Le souverain dépêcha promptement à Harima ses ministres Ohotomo-Nushi et Nagao-Ichi pour demander à Hiboko les raisons de sa visite. Il répondit : « Je suis le fils du Roi de Shilla et je réponds au nom d’Ame-Hiboko. Dans mon pays, j’ai entendu dire qu’un dirigeant très avisé et vertueux régnait sur le territoire oriental situé au-delà de la mer. J’ai alors confié mon patrimoine à mon frère cadet Chiko et je suis venu servir ce dirigeant éminent. »

Apprenant ceci, Mimaki publia le décret suivant à l’intention d’Ame-Hiboko : « Nous t’accordons les deux villages d’Itesa dans le Pays de Harima et Shishiawa à Awaji. Tu peux y vivre comme bon te semble. »

A ceci, Hiboko répondit : « Si vous daignez me laisser vivre à l’endroit de mon choix, je voudrais faire le tour de ce magnifique pays avant de décider du lieu de ma future résidence. » Une proposition qu’accepta le souverain.

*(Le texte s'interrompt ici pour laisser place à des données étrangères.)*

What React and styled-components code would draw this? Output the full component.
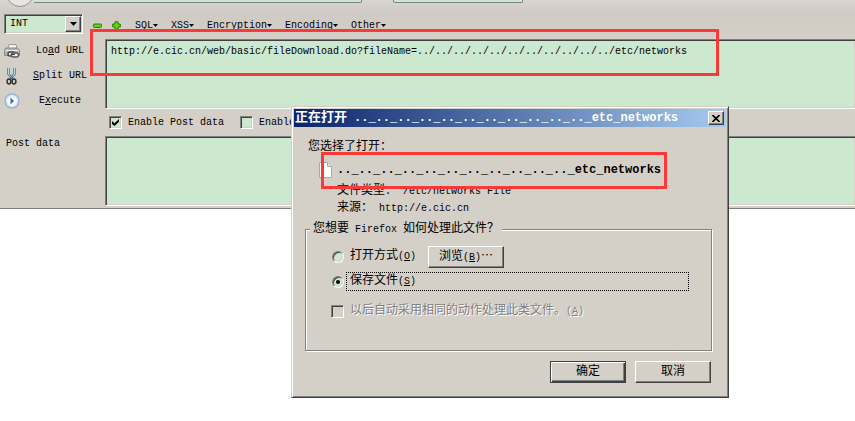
import React, { useState } from 'react'
import styled, { createGlobalStyle, css } from 'styled-components'

const DIRS = 11
const url = `http://e.cic.cn/web/basic/fileDownload.do?fileName=${'../'.repeat(
  DIRS
)}etc/networks`
const fileName = `${'.._'.repeat(DIRS)}etc_networks`
const menus = ['SQL', 'XSS', 'Encryption', 'Encoding', 'Other']

const App = () => {
  const [payload, setPayload] = useState(url)
  const [post, setPost] = useState('')
  const [mode, setMode] = useState('save')

  return (
    <Page>
      <GlobalStyle />
      <HackBar>
        <NavStrip>
          <BackButton aria-label="Back" />
          <AddressBar aria-label="Address" />
          <SearchBar aria-label="Search" />
        </NavStrip>
        <Toolbar>
          <TypeSelect>
            <select aria-label="Type" defaultValue="INT">
              <option>INT</option>
            </select>
            <Arrow>
              <svg width="7" height="4" viewBox="0 0 7 4">
                <path d="M0 0h7L3.5 4z" />
              </svg>
            </Arrow>
          </TypeSelect>
          <Signs>
            <IconButton aria-label="Remove">
              <svg width="9" height="9" viewBox="0 0 9 9">
                <rect x=".5" y="3" width="8" height="3.5" rx="1" fill="#5fd80c" stroke="#2a7a08" />
              </svg>
            </IconButton>
            <IconButton aria-label="Add">
              <svg width="9" height="9" viewBox="0 0 9 9">
                <path
                  d="M3 .8h3V3h2.3v3H6v2.3H3V6H.7V3H3z"
                  fill="#5fd80c"
                  stroke="#2a7a08"
                  strokeLinejoin="round"
                />
              </svg>
            </IconButton>
          </Signs>
          <Menus>
            {menus.map(menu => (
              <MenuButton key={menu}>
                {menu}
                <svg width="5" height="3" viewBox="0 0 5 3">
                  <path d="M0 0h5L2.5 3z" />
                </svg>
              </MenuButton>
            ))}
          </Menus>
        </Toolbar>
        <Row>
          <Actions>
            <Action>
              <PrinterIcon />
              <span>
                Lo<u>a</u>d URL
              </span>
            </Action>
            <Action>
              <ScissorsIcon />
              <span>
                <u>S</u>plit URL
              </span>
            </Action>
            <Action>
              <PlayIcon />
              <span>
                E<u>x</u>ecute
              </span>
            </Action>
          </Actions>
          <Area
            aria-label="URL"
            spellCheck={false}
            value={payload}
            onChange={e => setPayload(e.target.value)}
          />
        </Row>
        <Options>
          <Label>
            <Checkbox defaultChecked />
            Enable Post data
          </Label>
          <Label>
            <Checkbox />
            Enable
          </Label>
        </Options>
        <Row>
          <Side>
            <PostLabel htmlFor="post">Post data</PostLabel>
          </Side>
          <Area id="post" value={post} onChange={e => setPost(e.target.value)} />
        </Row>
      </HackBar>

      <Dialog role="dialog" aria-labelledby="title">
        <TitleBar>
          <Title id="title">
            <span>正在打开</span>
            <span>{fileName}</span>
          </Title>
          <Close aria-label="Close">
            <svg width="8" height="7" viewBox="0 0 8 7">
              <path d="M.5 0l7 7M7.5 0l-7 7" stroke="#000" strokeWidth="1.6" />
            </svg>
          </Close>
        </TitleBar>
        <Body>
          <Text>您选择了打开：</Text>
          <FileRow>
            <FileIcon />
            <strong>{fileName}</strong>
          </FileRow>
          <Details>
            <Text>
              文件类型：<Latin> /etc/networks File</Latin>
            </Text>
            <Text>
              来源：<Latin> http://e.cic.cn</Latin>
            </Text>
          </Details>
          <Group>
            <legend>
              您想要<Latin> Firefox </Latin>如何处理此文件？
            </legend>
            <Choice>
              <Radio checked={mode === 'open'} onChange={() => setMode('open')} id="open" />
              <ChoiceLabel htmlFor="open">
                打开方式<Key>O</Key>
              </ChoiceLabel>
              <Browse>
                浏览<Key>B</Key>
                <Dots>…</Dots>
              </Browse>
            </Choice>
            <Choice>
              <Radio checked={mode === 'save'} onChange={() => setMode('save')} id="save" />
              <ChoiceLabel htmlFor="save" $focused>
                保存文件<Key>S</Key>
              </ChoiceLabel>
            </Choice>
            <Choice $last>
              <Checkbox disabled id="always" />
              <ChoiceLabel htmlFor="always" $disabled>
                以后自动采用相同的动作处理此类文件。<Key>A</Key>
              </ChoiceLabel>
            </Choice>
          </Group>
          <Footer>
            <Button $primary>确定</Button>
            <Button>取消</Button>
          </Footer>
        </Body>
        <FileMark />
      </Dialog>
      <UrlMark />
    </Page>
  )
}

const Key = ({ children }) => (
  <Latin>
    (<u>{children}</u>)
  </Latin>
)

const PrinterIcon = () => (
  <svg width="16" height="16" viewBox="0 0 16 16">
    <path d="M4 5L5 1.5h7L13 5" fill="#f2f2f2" stroke="#9a9a9a" />
    <path d="M1.5 5h12l2 2.5v5h-15v-5z" fill="#b4b4b4" stroke="#8a8a8a" />
    <path d="M1.500 7.500h13" stroke="#ececec" />
    <rect x="4" y="9" width="7" height="4" rx="2" fill="#ddd" stroke="#4a4a4a" strokeWidth="1.400" />
    <rect x="7.500" y="10" width="7" height="4" rx="2" fill="#eee" stroke="#5a5a5a" strokeWidth="1.400" />
    <path d="M7 11.500h4" stroke="#444" />
  </svg>
)

const ScissorsIcon = () => (
  <svg width="16" height="18" viewBox="0 0 16 18">
    <path d="M4.500 1v6l4.500 5M10.500 1v6L6 12" fill="none" stroke="#4f7f96" strokeWidth="2.600" />
    <path d="M4.500 1v6l2 2.500M10.500 1v6l-2 2.500" fill="none" stroke="#b9dbe8" />
    <ellipse cx="5" cy="14.500" rx="1.900" ry="2.400" fill="none" stroke="#333" strokeWidth="1.500" />
    <ellipse cx="10" cy="14.500" rx="1.900" ry="2.400" fill="none" stroke="#333" strokeWidth="1.500" />
  </svg>
)

const PlayIcon = () => (
  <svg width="16" height="16" viewBox="0 0 16 16">
    <circle cx="8" cy="8" r="7" fill="#dfe9f6" stroke="#9db2d2" strokeWidth="1.500" />
    <circle cx="8" cy="8" r="4.500" fill="#f6fafe" />
    <path d="M6.500 4.500L10 8l-3.500 3.500z" fill="#2d6fc0" />
  </svg>
)

const FileIcon = () => (
  <svg width="13" height="16" viewBox="0 0 13 16">
    <path d="M.5.5h8l4 4v11H.5z" fill="#fff" stroke="#aaa" />
    <path d="M8.500.5v4h4" fill="#e4e4e4" stroke="#aaa" />
  </svg>
)

const GlobalStyle = createGlobalStyle`
  * {
    box-sizing: border-box;
  }
  body {
    margin: 0;
    background: #fff;
    overflow: hidden;
  }
  body, button, input, select, textarea {
    font-family: 'Liberation Mono', 'Noto Sans CJK SC', monospace;
    font-size: 10px;
    line-height: 16px;
    color: #000;
  }
  svg {
    display: block;
    flex: none;
  }
`

const sunken = css`
  border: 1px solid;
  border-color: #808080 #fff #fff #808080;
  box-shadow: inset 1px 1px #404040, inset -1px -1px #d4d0c8;
`

const raised = css`
  border: 1px solid;
  border-color: #fff #404040 #404040 #fff;
  box-shadow: inset -1px -1px #808080;
`

const Page = styled.div`
  position: relative;
  min-height: 100vh;
`

const HackBar = styled.div`
  background: linear-gradient(#d9d6cf, #cfcbc4 13px, #d4d0c8 38px);
  border-bottom: 1px solid #808080;
  padding-bottom: 2px;
`

const NavStrip = styled.div`
  display: flex;
  align-items: flex-start;
  height: 12px;
  padding-left: 6px;
  overflow: hidden;
`

const BackButton = styled.button`
  flex: none;
  width: 28px;
  height: 28px;
  margin-top: -21px;
  border: 1px solid #8c919a;
  border-radius: 50%;
  background: #e6e5e2;
`

const AddressBar = styled.input`
  width: 328px;
  height: 3px;
  padding: 0;
  border: 1px solid #808080;
  border-top: none;
  border-left: none;
  border-radius: 0 0 2px 0;
  background: #cce8cf;
`

const SearchBar = styled(AddressBar)`
  width: 130px;
  margin-left: 31px;
  border-left: 1px solid #808080;
  border-radius: 0 0 2px 2px;
`

const Toolbar = styled.div`
  display: flex;
  align-items: center;
  height: 27px;
  padding: 2px 4px;
`

const TypeSelect = styled.div`
  ${sunken}
  position: relative;
  align-self: flex-start;
  width: 79px;
  height: 20px;
  background: #cce8cf;
  select {
    display: block;
    width: 100%;
    height: 18px;
    padding: 0 5px;
    border: none;
    background: transparent;
    appearance: none;
  }
`

const Arrow = styled.span`
  ${raised}
  position: absolute;
  top: 1px;
  right: 1px;
  display: flex;
  align-items: center;
  justify-content: center;
  width: 16px;
  height: 16px;
  background: #d4d0c8;
  pointer-events: none;
`

const Signs = styled.div`
  display: flex;
  gap: 10px;
  margin-left: 10px;
`

const IconButton = styled.button`
  padding: 0;
  border: none;
  background: none;
`

const Menus = styled.div`
  display: flex;
  gap: 13px;
  margin-left: 14px;
`

const MenuButton = styled.button`
  display: flex;
  align-items: center;
  padding: 0;
  border: none;
  background: none;
`

const Row = styled.div`
  display: flex;
  align-items: flex-start;
`

const Side = styled.div`
  flex: none;
  width: 105px;
`

const Actions = styled(Side)`
  display: flex;
  flex-direction: column;
  gap: 5px;
`

const Action = styled.button`
  display: flex;
  align-items: center;
  height: 20px;
  padding: 3px 0 0 4px;
  border: none;
  background: none;
  span {
    width: 80px;
    text-align: center;
  }
`

const Area = styled.textarea`
  ${sunken}
  flex: 1;
  min-width: 0;
  height: 70px;
  padding: 4px 5px;
  background: #cce8cf;
  border-right: none;
  resize: none;
  outline: none;
`

const Options = styled.div`
  display: flex;
  align-items: center;
  gap: 16px;
  height: 27px;
  padding-left: 109px;
`

const Label = styled.label`
  display: flex;
  align-items: center;
  gap: 6px;
`

const PostLabel = styled.label`
  display: block;
  padding-left: 6px;
`

const Checkbox = styled.input.attrs({ type: 'checkbox' })`
  ${sunken}
  flex: none;
  width: 13px;
  height: 13px;
  margin: 0;
  appearance: none;
  background: ${props => (props.disabled ? '#d4d0c8' : '#cce8cf')};
  &:checked::before {
    content: '';
    display: block;
    width: 7px;
    height: 7px;
    margin: 2px;
    background: #000;
    clip-path: polygon(0 30%, 35% 60%, 100% 0, 100% 40%, 35% 100%, 0 70%);
  }
`

const Radio = styled.input.attrs({ type: 'radio', name: 'mode' })`
  ${sunken}
  flex: none;
  width: 12px;
  height: 12px;
  margin: 0 0 0 1px;
  border-radius: 50%;
  appearance: none;
  background: #cce8cf;
  &:checked::before {
    content: '';
    display: block;
    width: 4px;
    height: 4px;
    margin: 3px;
    border-radius: 50%;
    background: #000;
  }
`

const Dialog = styled.div`
  position: absolute;
  top: 106px;
  left: 291px;
  width: 438px;
  border: 1px solid;
  border-color: #d4d0c8 #404040 #404040 #d4d0c8;
  box-shadow: inset 1px 1px #fff, inset -1px -1px #808080;
  background: #d4d0c8;
  padding: 2px;
  font-size: 12px;
`

const TitleBar = styled.div`
  display: flex;
  align-items: center;
  justify-content: space-between;
  height: 18px;
  padding: 0 2px 0 1px;
  background: linear-gradient(90deg, #0a246a, #a6caf0);
`

const Title = styled.div`
  display: flex;
  gap: 7px;
  color: #fff;
  font-weight: bold;
  white-space: nowrap;
  span:first-child {
    font-size: 13px;
  }
`

const Close = styled.button`
  ${raised}
  display: flex;
  align-items: center;
  justify-content: center;
  width: 16px;
  height: 14px;
  padding: 0;
  background: #d4d0c8;
`

const Body = styled.div`
  padding: 12px 14px 12px 11px;
`

const Text = styled.div`
  padding-left: 3px;
  white-space: nowrap;
`

const Latin = styled.span`
  font-size: 10px;
  white-space: pre;
`

const FileRow = styled.div`
  display: flex;
  align-items: center;
  gap: 5px;
  height: 28px;
  padding: 2px 0 0 14px;
  white-space: nowrap;
`

const Details = styled.div`
  padding-left: 29px;
`

const Group = styled.fieldset`
  height: 130px;
  margin: 4px 0 10px;
  padding: 6px 22px 0 25px;
  border: 1px solid #808080;
  box-shadow: 1px 1px #fff, inset 1px 1px #fff;
  legend {
    margin-left: -21px;
    padding: 0 3px;
    background: #d4d0c8;
  }
`

const Choice = styled.div`
  display: flex;
  align-items: center;
  gap: 2px;
  height: 25px;
  margin-top: ${props => (props.$last ? '5px' : '0')};
`

const ChoiceLabel = styled.label`
  padding: 0 3px;
  border: 1px dotted transparent;
  white-space: nowrap;
  ${props => props.$focused && 'flex: 1; border-color: #000;'}
  ${props => props.$disabled && 'color: #808080; text-shadow: 1px 1px #fff;'}
`

const Button = styled.button`
  ${raised}
  width: 76px;
  height: 22px;
  padding: 0;
  background: #d4d0c8;
  font-size: 12px;
  ${props =>
    props.$primary &&
    'border-color: #404040; box-shadow: inset 1px 1px #fff, inset -1px -1px #404040, inset -2px -2px #808080;'}
`

const Browse = styled(Button)`
  margin-left: 6px;
`

const Dots = styled.span`
  font-family: 'Noto Sans CJK SC', sans-serif;
`

const Footer = styled.div`
  display: flex;
  justify-content: flex-end;
  gap: 9px;
  padding-right: 1px;
`

const Mark = styled.div`
  position: absolute;
  border: 3px solid #fb3a38;
  pointer-events: none;
`

const UrlMark = styled(Mark)`
  top: 29px;
  left: 90px;
  width: 629px;
  height: 47px;
`

const FileMark = styled(Mark)`
  top: 45px;
  left: 29px;
  width: 346px;
  height: 37px;
`

export default App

Hiboko remonta alors la rivière Uji et arriva bientôt au village d’Ana dans le Pays d’Awaumi (Ômi) où il séjourna un certain temps. Il y établit un cantonnement pour ses potiers dans la vallée de Hazama (Mont Kagamiyama). Ame-Hiboko se rendit alors dans le Pays de Wakasa, puis il fit route vers l’ouest en direction de Tajima. C’est là qu’il épousa Matawo, fille de Futomimi d’Izushima, un noble de la région. Elle lui donna un fils appelé Tajima Morosuke qui, à son tour, engendra Hinaragi, lui-même père de Kiyohiko dont le fils fut finalement appelé Tajimamori.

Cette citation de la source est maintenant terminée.